I could not write about hope without addressing the reality that I have not changed my consumer habits enough this year. I still take planes, buy plastic, recycle sloppily, eat meat and fund H&M’s natural resource depletion. I feel the familiar dredge of guilt rather than a wave of fresh hope.

Guilt can root itself so deeply in ourselves and our relations that we barely notice it is there, and this prevents the actions for change that we urgently need to take. We are caught in our own systems and things and systems of things. Is it unreasonable to expect us to identify that beneath the noise, we feel desperately guilty about our environmental inertia? Lots of us are not doing enough, aside from refusing a plastic straw in our gin and tonic, to prevent the climate catastrophe rearing up on us.

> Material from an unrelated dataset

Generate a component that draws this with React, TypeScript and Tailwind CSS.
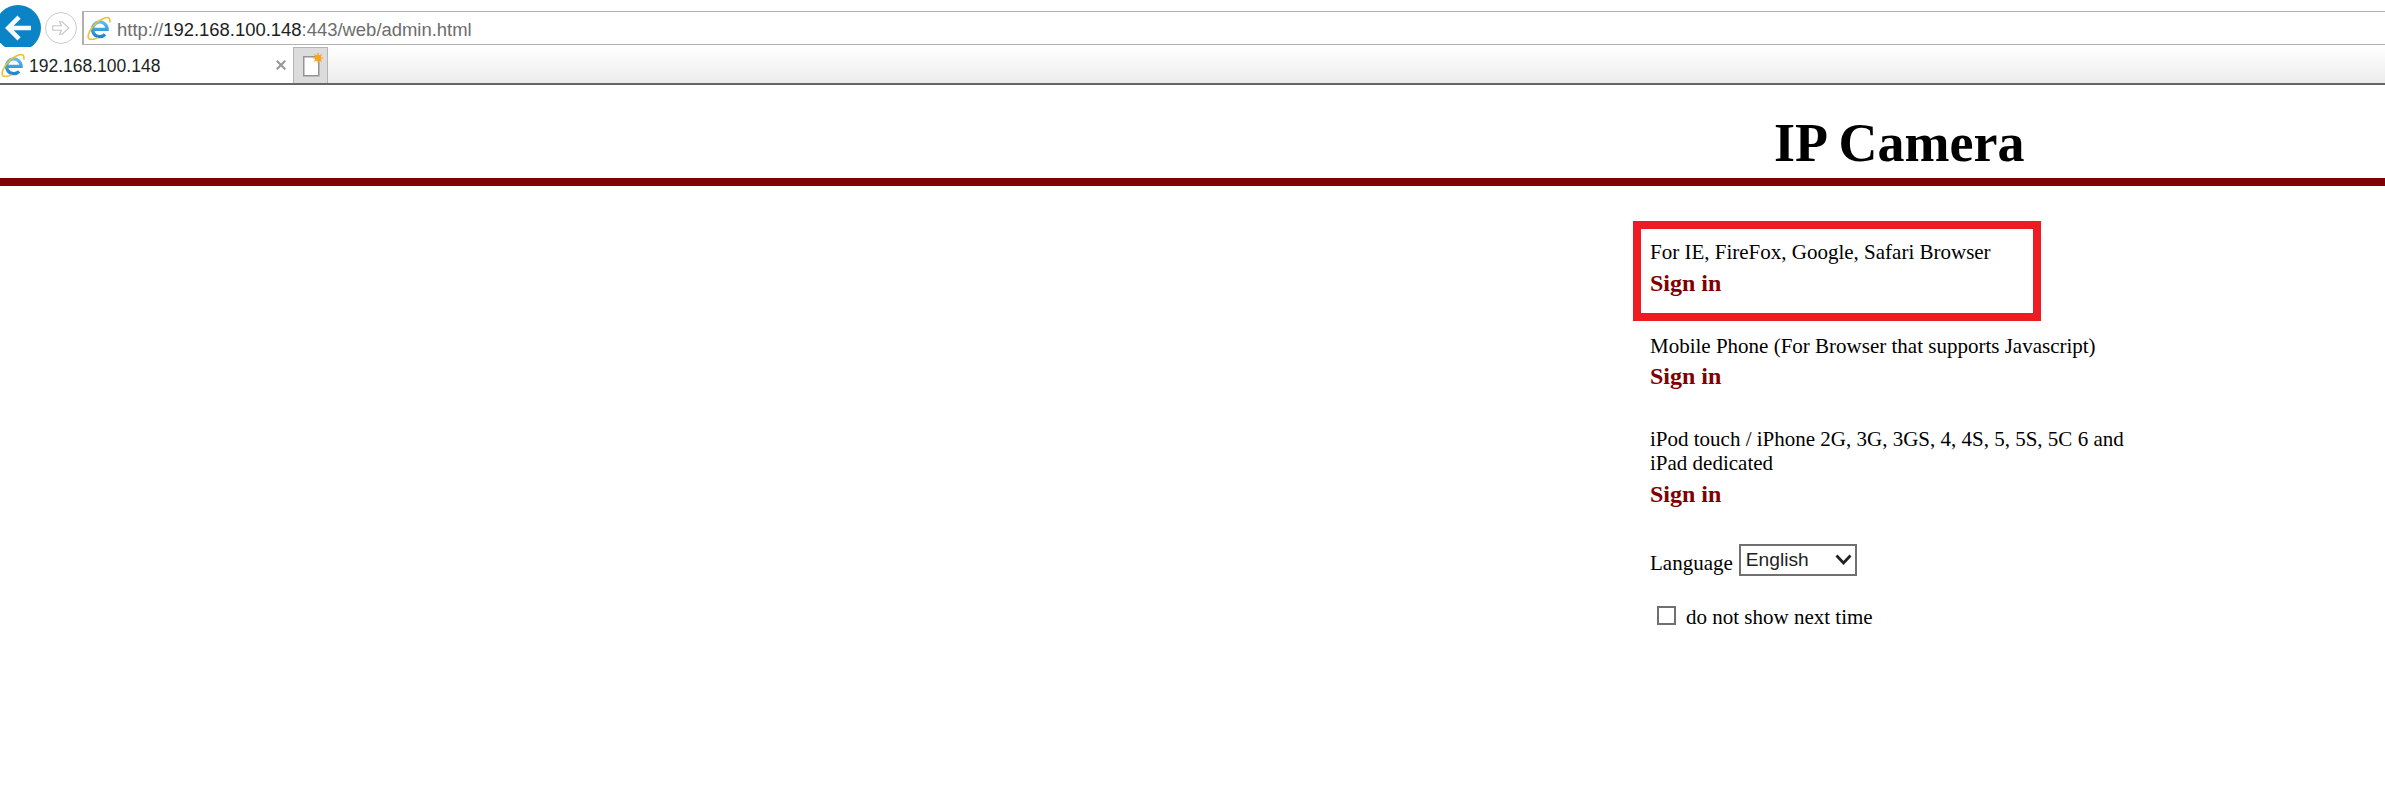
import React from "react";

function IeIcon() {
  return (
    <svg viewBox="0 0 24 24" className="h-[24px] w-[24px] shrink-0">
      <defs>
        <linearGradient id="ie-blue" x1="0" y1="0" x2="0" y2="1">
          <stop offset="0" stopColor="#5cbdf0" />
          <stop offset="1" stopColor="#1b87d2" />
        </linearGradient>
      </defs>
      <path
        d="M5.5 13.3h14.6a7.3 7.3 0 1 0-2 5"
        fill="none"
        stroke="url(#ie-blue)"
        strokeWidth="3.3"
      />
      <path
        d="M1.6 22.6C-0.5 18 7 6 17.5 2C21.5 0.6 23.6 2.2 22.8 6.5"
        fill="none"
        stroke="#f0bf2e"
        strokeWidth="1.6"
      />
      <path
        d="M1.6 22.6C3.5 24 8 23.4 11 21.6"
        fill="none"
        stroke="#f0bf2e"
        strokeWidth="1.6"
      />
    </svg>
  );
}

function BackButton() {
  return (
    <div className="-ml-[5px] mt-[5px] flex h-[46px] w-[46px] shrink-0 items-center justify-center rounded-full bg-[#0a84c6]">
      <svg viewBox="0 0 24 24" className="h-[26px] w-[26px]">
        <path
          d="M24 12H3.5M13 2L3 12L13 22"
          fill="none"
          stroke="#f4f9fc"
          strokeWidth="4.2"
        />
      </svg>
    </div>
  );
}

function ForwardButton() {
  return (
    <div className="ml-[4px] mt-[12px] flex h-[32px] w-[32px] shrink-0 items-center justify-center rounded-full border-[1.5px] border-[#cccccc] bg-white">
      <svg viewBox="0 0 18 14" className="h-[14px] w-[18px]">
        <path
          d="M0.7 4.7H9.5L7.5 0.8H10L17 7L10 13.2H7.5L9.5 9.3H0.7Z"
          fill="#fff"
          stroke="#c4c4c4"
          strokeWidth="1.1"
        />
      </svg>
    </div>
  );
}

function NewTabIcon() {
  return (
    <svg viewBox="0 0 26 28" className="h-[28px] w-[26px]">
      <rect x="5.75" y="4.75" width="15" height="19" fill="#fff" stroke="#939393" strokeWidth="1.5" />
      <circle cx="20" cy="6" r="3.2" fill="#f9a51a" />
      <path d="M20 0.8V11.2M14.8 6H25.2M16.3 2.3L23.7 9.7M23.7 2.3L16.3 9.7" stroke="#f9a51a" strokeWidth="1.1" />
    </svg>
  );
}

function SignIn({ className }: { className: string }) {
  return (
    <a className={`block text-[24px] font-bold leading-[32px] text-[#800000] ${className}`}>Sign in</a>
  );
}

export default function App() {
  return (
    <div className="relative h-[796px] overflow-hidden bg-white font-['Liberation_Serif',serif] text-black">
      {/* Browser chrome */}
      <div className="flex h-[47px] overflow-hidden">
        <BackButton />
        <ForwardButton />
        <div className="ml-[5px] mt-[11px] flex h-[34px] flex-grow items-center border-y border-l-2 border-[#b0b0b0] font-['Liberation_Sans',sans-serif] text-[18.45px]">
          <div className="ml-[3px] mr-[6px]">
            <IeIcon />
          </div>
          <div className="pt-[3px]">
            <span className="text-[#6d6d6d]">http://</span>
            <span className="text-[#1e1e1e]">192.168.100.148</span>
            <span className="text-[#6d6d6d]">:443/web/admin.html</span>
          </div>
        </div>
      </div>
      <div className="flex h-[38px] border-b-2 border-[#666] bg-linear-to-b from-white to-[#ececec]">
        <div className="flex w-[293px] items-center bg-white pl-[1px] font-['Liberation_Sans',sans-serif] text-[17.5px] text-[#1e1e1e]">
          <IeIcon />
          <span className="ml-[4px] flex-grow pt-[3px]">192.168.100.148</span>
          <svg viewBox="0 0 10 10" className="mr-[7px] h-[10px] w-[10px]">
            <path d="M0.7 0.7L9.3 9.3M9.3 0.7L0.7 9.3" stroke="#999" strokeWidth="2.2" />
          </svg>
        </div>
        <div className="flex w-[35px] items-center justify-center border-x border-t border-[#b4b4b4] bg-[#dcdcdc]">
          <NewTabIcon />
        </div>
      </div>

      {/* Page header */}
      <div className="flex h-[101px] items-end border-b-8 border-[#800000] pb-[5px] pl-[1774px]">
        <h1 className="text-[54px] font-bold leading-[60px]">IP Camera</h1>
      </div>

      {/* Login options */}
      <div className="pl-[1650px] pt-[54px] text-[21px] leading-[24px]">
        <div>For IE, FireFox, Google, Safari Browser</div>
        <SignIn className="mt-[3px]" />
        <div className="mt-[35px]">Mobile Phone (For Browser that supports Javascript)</div>
        <SignIn className="mt-[2px]" />
        <div className="mt-[35px] w-[490px]">
          iPod touch / iPhone 2G, 3G, 3GS, 4, 4S, 5, 5S, 5C 6 and iPad dedicated
        </div>
        <SignIn className="mt-[3px]" />
        <div className="mt-[34px] flex items-start">
          <span className="mt-[7px]">Language</span>
          <div className="relative ml-[6px] h-[32px] w-[118px]">
            <select className="h-full w-full appearance-none rounded-none border-2 border-[#707070] bg-white pl-[5px] font-['Liberation_Sans',sans-serif] text-[19.2px] text-[#222]">
              <option>English</option>
            </select>
            <svg viewBox="0 0 17 11" className="pointer-events-none absolute right-[5px] top-[10px] h-[11px] w-[17px]">
              <path d="M1.5 1.5L8.5 9L15.5 1.5" fill="none" stroke="#222" strokeWidth="2.8" />
            </svg>
          </div>
        </div>
        <label className="mt-[29px] flex items-start">
          <input
            type="checkbox"
            className="ml-[7px] mt-[1px] h-[19px] w-[19px] appearance-none border-2 border-[#707070] bg-white"
          />
          <span className="ml-[10px]">do not show next time</span>
        </label>
      </div>

      {/* Annotation drawn over the screenshot */}
      <div className="absolute left-[1633px] top-[221px] h-[100px] w-[408px] border-8 border-[#ed1c24]" />
    </div>
  );
}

We feel guilty before we achieve change. Guilty for not quitting, or starting, something we should. We do feel calmer once we start our homework, our tax return or begin an overdue, difficult conversation. Until we talk about our collective and individual culpability we cannot begin to dig up the insidious guilt that steels us against progress. We should begin the new year backwards, by addressing the old lies we tell ourselves: that it will be ok, that science will solve it and that the human disposition for pretence has nothing to do with solving the climate crisis.

Humans made this mess, some humans more than others. A human approach to understanding the emotional complexity of inaction is worth a run. My top 2019 tip: a novel public resolution to solve a sticky problem is all the newness we need this year.